As you can see, Miles liked to play a harmon without the cup-tube on it at all.  This would get him the loudest sound.  It starts out with just the bass, drums, and piano playing.  Miles comes in with the harmon mute on and immediately starts playing the blues.  Its quiet though. If you look at his cheeks, you can tell he is pushing as much air as possible through the horn, yet it pales in comparison to an un-muted trumpets normal playing.  After the first part, he takes off the mute and lets it fly.  The back bass is fairly simple up and down, the drums is doing what I used to call "shooting the breeze".  Meaning he had his standard snare, high hat, and bass drum hits that he would do, but he would add flair here and there if he thought it sounded good. The piano is keeping the blues chords for Miles to play off of.  After Miles is done, it is the tenor's turn to tear it up with a solo.  Then after his solo is Herbie Hancock's turn.  He wails on ivory keys, playing a very melodic jam.  at around the 6:30 marker, he starts in on a lick that I think someone later took and put into a Sonic the Hedgehog game as the background. Then Miles comes back in with the Harmon and plays the first part again.  They end on a fermata and fade out.  The overall format is IntorAABSSSAAOutro.

I couldn't tell how many bar blues it was (maybe it was a combination of All Blues), because Miles never seemed to come in on down beats.  But I could tell it was in 3/4 time.  At first I thought that miles on the harmon and the first part without the harmon were unscripted cause they sounded so genuine and soulful, but then he played it again after Herbie's solo, and it blew me away.  Not only did his solo have feeling, but he gave the whole song his soul.  That's special.

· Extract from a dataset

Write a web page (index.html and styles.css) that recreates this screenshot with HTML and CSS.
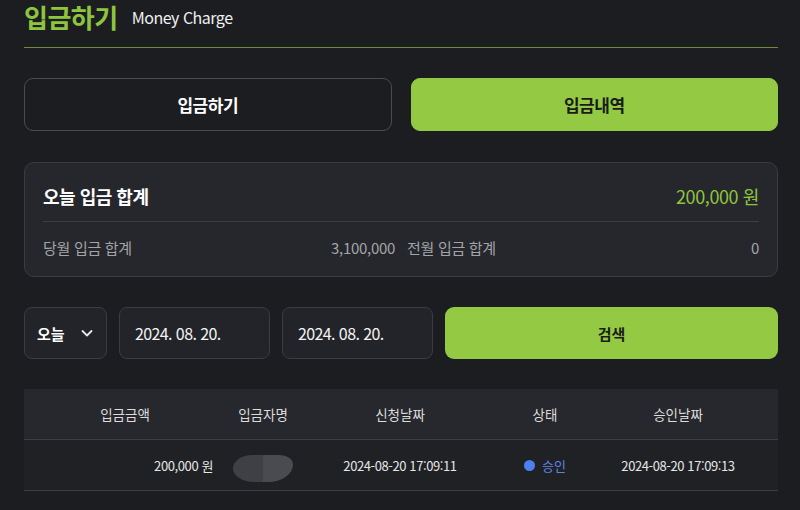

Listening 10 - Linus and Lucy / Vince Guaraldi Trio

If you've been around longer than a decade, you know about Charlie Brown.  A classic comic strip started up in the 50s that ran until 2000.  It got made into many TV specials, like A Charlie Brown Christmas.  In A Charlie Brown Christmas, they are putting on a play.  While they are rehearsing for this play, the kids dance to a song.  This song is called Linus and Lucy by Vince Guaraldi.
I grew up watching this movie, and my dad had bought the sheet music for piano for the movie.  Problem is, he couldn't read music.  But he'd try his best and play this song by ear.  He was very good.  Once I was older and I knew both bass and treble clefts, I helped him get the rest of the songs down so now he can play the whole show.  Suffice to say, sitting at the piano watching my dad feel what note was right was a neat experience for me.

This song starts out with a piano's left hand playing the base chords for the song for the intro for 4 bars.  The drummer in the back is hitting ever other beat while using a cabassa shaker. There is then 2 repeated 10 bar phrases and then the shaker cuts out and and the piano does the iconic Charlie Brown hit chords for 6 bars. The first 20 bars are repeated.  Then there is a scripted piano solo.  Then back into the first 20 bars again.  Then an unscripted piano solo.Then the first 20 bars again.  From there it is kinda just a repeat of the intro 4 bars with some piano comping.  The overall format is IAACAASAAUAAIII.  It is a lot of AAs with other things in between.  Just like in the show, this is the kind of song one could dance to, nothing too fancy, just something you could jazz out by yourself to.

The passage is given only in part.